The post-Cold War world will need international cooperation to bring about peace and stability, reconstruction and development at all levels, whether global, regional or sub-regional. Of all these efforts, trilateral cooperation between the United States, Europe and Japan is bound to be important, and political dialogue between Japan and NATO must be a part of any such process. Japan-NATO political dialogue would help broaden the security perspective of the participants of the trilateral cooperation and would help expand the scope of their concerted approach towards common security interests and concerns. Needless to say, it would also facilitate an exchange of information with regard to these matters of common concern.

The end of the Cold War has reduced the danger of a global war.
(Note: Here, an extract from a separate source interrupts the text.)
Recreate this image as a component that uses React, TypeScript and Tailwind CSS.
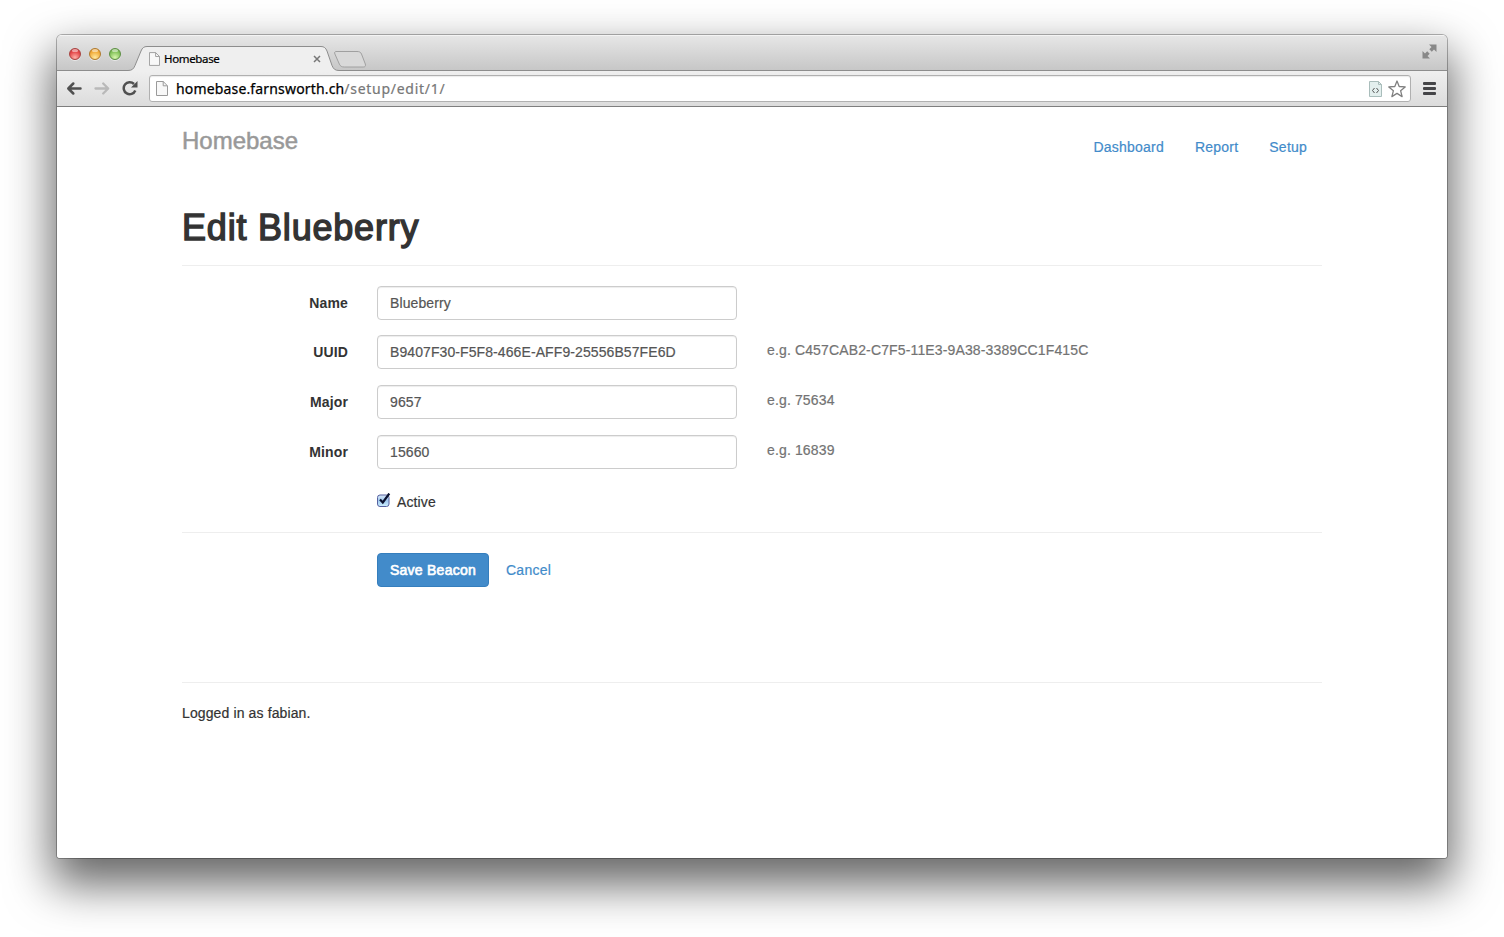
import React from 'react';

const PAGE_FONT = "font-['Liberation_Sans',Arial,sans-serif]";
const CHROME_FONT = "font-['Noto_Sans','Open_Sans',sans-serif]";

function Light({ className }: { className: string }) {
  return (
    <span
      className={`relative block h-3 w-3 overflow-hidden rounded-full border shadow-[0_1px_0_rgba(255,255,255,0.5)] ${className}`}
    >
      <span className="absolute left-[2px] top-0 h-[3px] w-[6px] rounded-full bg-white/50" />
    </span>
  );
}

function PageIcon({ className }: { className: string }) {
  return (
    <svg className={className} viewBox="0 0 12 15" fill="none">
      <path d="M.5.5h6.700l4.300 4.300v9.700H.5z" fill="#f8f8f8" stroke="#9a9a9a" />
      <path d="M7.200.5v4.300h4.300" stroke="#9a9a9a" />
    </svg>
  );
}

function TabStrip() {
  return (
    <div className="relative flex h-9 items-start bg-gradient-to-b from-[#e7e7e7] to-[#c6c6c6] shadow-[inset_0_1px_0_#f4f4f4]">
      <div className="relative z-10 flex gap-2 pl-3 pt-[13px]">
        <Light className="border-[#a8423f] bg-[radial-gradient(circle_at_50%_85%,#ffb0a8,#e4484a_60%,#c93238)]" />
        <Light className="border-[#b07a2c] bg-[radial-gradient(circle_at_50%_85%,#ffe9a0,#f2ad3c_60%,#d98d24)]" />
        <Light className="border-[#5c8f42] bg-[radial-gradient(circle_at_50%_85%,#d8f7ae,#85c35c_60%,#5fa03d)]" />
      </div>
      <svg className="absolute left-0 top-0 h-9 w-full" fill="none">
        <path d="M0 35.500H71c4 0 5.500-1.500 7-5l6-14.500c1.300-3.200 3-4.500 6-4.500H264c3 0 4.700 1.300 6 4.500l5 14.500c1.500 3.500 3 5 7 5H1390V37H0z" fill="#efefef" />
        <path d="M0 35.500H71c4 0 5.500-1.500 7-5l6-14.500c1.300-3.200 3-4.500 6-4.500H264c3 0 4.700 1.300 6 4.500l5 14.500c1.500 3.500 3 5 7 5H1390" stroke="#8d8d8d" />
        <path d="M279 16.500h21c2.500 0 3.700.7 4.500 2.500l3.800 10c.6 2-.2 3-2 3h-19c-2.500 0-4-.8-4.900-2.800l-4.500-10.200c-.7-1.700 0-2.500 1.100-2.500z" fill="#d9d9d9" stroke="#a0a0a0" />
      </svg>
      <div className={`relative ml-7 mt-4 flex h-4 w-[172px] items-center ${CHROME_FONT}`}>
        <PageIcon className="h-[14px] w-[11px]" />
        <span className="ml-1 text-[11.5px] leading-4 tracking-[-0.35px] text-black [-webkit-text-stroke:0.2px_#000]">Homebase</span>
        <svg className="ml-auto h-2 w-2" viewBox="0 0 8 8">
          <path d="M1 1l6 6M7 1L1 7" stroke="#777" strokeWidth="1.5" />
        </svg>
      </div>
      <svg className="relative ml-auto mr-[10px] mt-[9px] h-[15px] w-[15px]" viewBox="0 0 15 15" fill="#888">
        <path d="M7 .5h7.500V8L12 5.500 9.800 7.700 7.300 5.200 9.500 3z" />
        <path d="M.5 7l2.500 2.500 2.200-2.200 2.500 2.500L5.500 12 8 14.500H.5z" />
      </svg>
    </div>
  );
}

function Toolbar() {
  return (
    <div className="flex h-9 items-start border-b border-[#7e7e7e] bg-gradient-to-b from-[#efefef] to-[#dcdcdc] pl-[9px] pr-[11px]">
      <svg className="mt-[10px] h-[15px] w-4" viewBox="0 0 16 15" fill="none" stroke="#505050" strokeWidth="2.500" strokeLinecap="round" strokeLinejoin="round">
        <path d="M14.500 7.500H2.500M7.300 2.500l-5 5 5 5" />
      </svg>
      <svg className="ml-3 mt-[10px] h-[15px] w-4" viewBox="0 0 16 15" fill="none" stroke="#b9b9b9" strokeWidth="2.300" strokeLinecap="round" strokeLinejoin="round">
        <path d="M1.500 7.500h12M9.200 2.500l5 5-5 5" />
      </svg>
      <svg className="ml-3 mt-[9px] h-4 w-4" viewBox="0 0 16 16" fill="none">
        <path d="M13.300 10.500A6 6 0 1 1 12 4" stroke="#505050" strokeWidth="2.500" />
        <path d="M15.500 1v6.500H9z" fill="#505050" />
      </svg>
      <div className={`ml-[11px] mt-1 flex h-[27px] flex-1 items-center rounded-[3px] border border-[#b0b0b0] bg-white pl-[6px] pr-[4px] shadow-[inset_0_1px_1px_rgba(0,0,0,0.08)] ${CHROME_FONT}`}>
        <PageIcon className="h-[15px] w-3" />
        <span className="ml-2 text-[14px] leading-5 tracking-[0.16px] text-black [-webkit-text-stroke:0.25px_#000]">
          homebase.farnsworth.ch<span className="tracking-[0.72px] text-[#777] [-webkit-text-stroke:0.2px_#777]">/setup/edit/1/</span>
        </span>
        <svg className="ml-auto h-4 w-[13px]" viewBox="0 0 13 16" fill="none">
          <path d="M.5.5h9l3 3v12H.5z" fill="#e3efee" stroke="#a9bdbb" />
          <path d="M9.500.5v3h3" stroke="#a9bdbb" />
          <path d="M5.500 7l-2 2.500 2 2.500M7.500 7l2 2.500-2 2.500" stroke="#555" />
        </svg>
        <svg className="ml-[6px] h-[18px] w-[18px]" viewBox="0 0 18 18" fill="none">
          <path d="M9 1l2.200 5.500 6 .4-4.600 3.800 1.500 5.900L9 13.400l-5.100 3.200 1.500-5.900L.8 6.900l6-.4z" stroke="#808080" strokeWidth="1.300" strokeLinejoin="round" />
        </svg>
      </div>
      <svg className="ml-3 mt-[11px] h-[13px] w-[13px]" viewBox="0 0 13 13" fill="#454548">
        <rect width="13" height="3" rx="1" />
        <rect y="5" width="13" height="3" rx="1" />
        <rect y="10" width="13" height="3" rx="1" />
      </svg>
    </div>
  );
}

function Field({ label, value, hint, className }: { label: string; value: string; hint?: string; className: string }) {
  return (
    <div className={`flex h-[34px] ${className}`}>
      <label className="w-[166px] pt-[7px] text-right font-bold tracking-[0.15px] [-webkit-text-stroke:0]">{label}</label>
      <input
        type="text"
        defaultValue={value}
        className="ml-[29px] h-[34px] w-[360px] rounded-[4px] border border-[#ccc] bg-white px-3 text-[14px] tracking-[0.09px] text-[#555] shadow-[inset_0_1px_1px_rgba(0,0,0,0.075)] outline-none [-webkit-text-stroke:0.2px_#555]"
      />
      {hint && <span className="ml-[30px] pt-[5px] tracking-[0.14px] text-[#737373]">{hint}</span>}
    </div>
  );
}

export default function App() {
  return (
    <div className="h-[937px] w-[1504px] overflow-hidden bg-white pl-[57px] pt-[35px]">
      <div className="flex h-[823px] w-[1390px] flex-col rounded-[5px] rounded-b-[3px] shadow-[0_0_0_1px_rgba(0,0,0,0.28),0_22px_46px_5px_rgba(0,0,0,0.6)]">
        <div className="overflow-hidden rounded-t-[5px]">
          <TabStrip />
          <Toolbar />
        </div>
        <div className={`flex-1 rounded-b-[3px] bg-white px-[125px] text-[14px] leading-5 tracking-[0.12px] text-[#333] [-webkit-text-stroke:0.2px_currentColor] ${PAGE_FONT}`}>
          <header className="flex h-[79px] justify-between pr-[15px] pt-5">
            <h3 className="pt-px text-[24px] leading-[26px] tracking-normal text-[#999] [-webkit-text-stroke:0.5px_#999]">Homebase</h3>
            <nav className="flex gap-[31px] pt-[10px] tracking-[0.22px] text-[#428bca]">
              <a>Dashboard</a>
              <a>Report</a>
              <a>Setup</a>
            </nav>
          </header>
          <h1 className="h-[80px] border-b border-[#eee] pt-[22px] text-[36px] leading-10 tracking-[0.8px] [-webkit-text-stroke:1.4px_#333]">
            Edit Blueberry
          </h1>
          <form className="pt-5">
            <Field label="Name" value="Blueberry" className="mb-[15px]" />
            <Field label="UUID" value="B9407F30-F5F8-466E-AFF9-25556B57FE6D" hint="e.g. C457CAB2-C7F5-11E3-9A38-3389CC1F415C" className="mb-4" />
            <Field label="Major" value="9657" hint="e.g. 75634" className="mb-4" />
            <Field label="Minor" value="15660" hint="e.g. 16839" className="mb-[23px]" />
            <label className="flex h-5 pl-[195px]">
              <svg className="mt-px h-[15px] w-[14px]" viewBox="0 0 14 15" fill="none">
                <defs>
                  <linearGradient id="box" x1="0" y1="0" x2="0" y2="1">
                    <stop offset="0" stopColor="#dbe9f8" />
                    <stop offset=".5" stopColor="#9fc8ef" />
                    <stop offset="1" stopColor="#cdf0ff" />
                  </linearGradient>
                </defs>
                <rect x=".5" y="2" width="11.500" height="11.500" rx="2.500" fill="url(#box)" stroke="#5661a0" />
                <path d="M3 6.500l2.800 3L12.300.5" stroke="#0b1230" strokeWidth="2.200" />
              </svg>
              <span className="ml-[6px]">Active</span>
            </label>
            <div className="mt-5 flex border-t border-[#eee] pl-[195px] pt-5">
              <button type="button" className="h-[34px] w-[112px] rounded-[4px] border border-[#357ebd] bg-[#428bca] text-[14px] tracking-[0.25px] text-white [-webkit-text-stroke:0.65px_#fff]">
                Save Beacon
              </button>
              <a className="ml-[17px] pt-[7px] tracking-[0.25px] text-[#428bca]">Cancel</a>
            </div>
          </form>
          <footer className="mt-[95px] border-t border-[#eee] pt-5">Logged in as fabian.</footer>
        </div>
      </div>
    </div>
  );
}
Yet many elements of instability and uncertainty remain. It is therefore important for the industrialized nations to take bold initiatives at the political level in order to broaden further the prospect for global peace. Hence it is timely to deepen the political dialogue between Japan and NATO through more regular meetings, meetings which could possibly be at the level of foreign ministers.


(1) James Baker "America in Asia: Emerging Architecture for a Pacific Community", Foreign Affairs, Vol.70, No.5, Winter 1991/92 pp.1-40.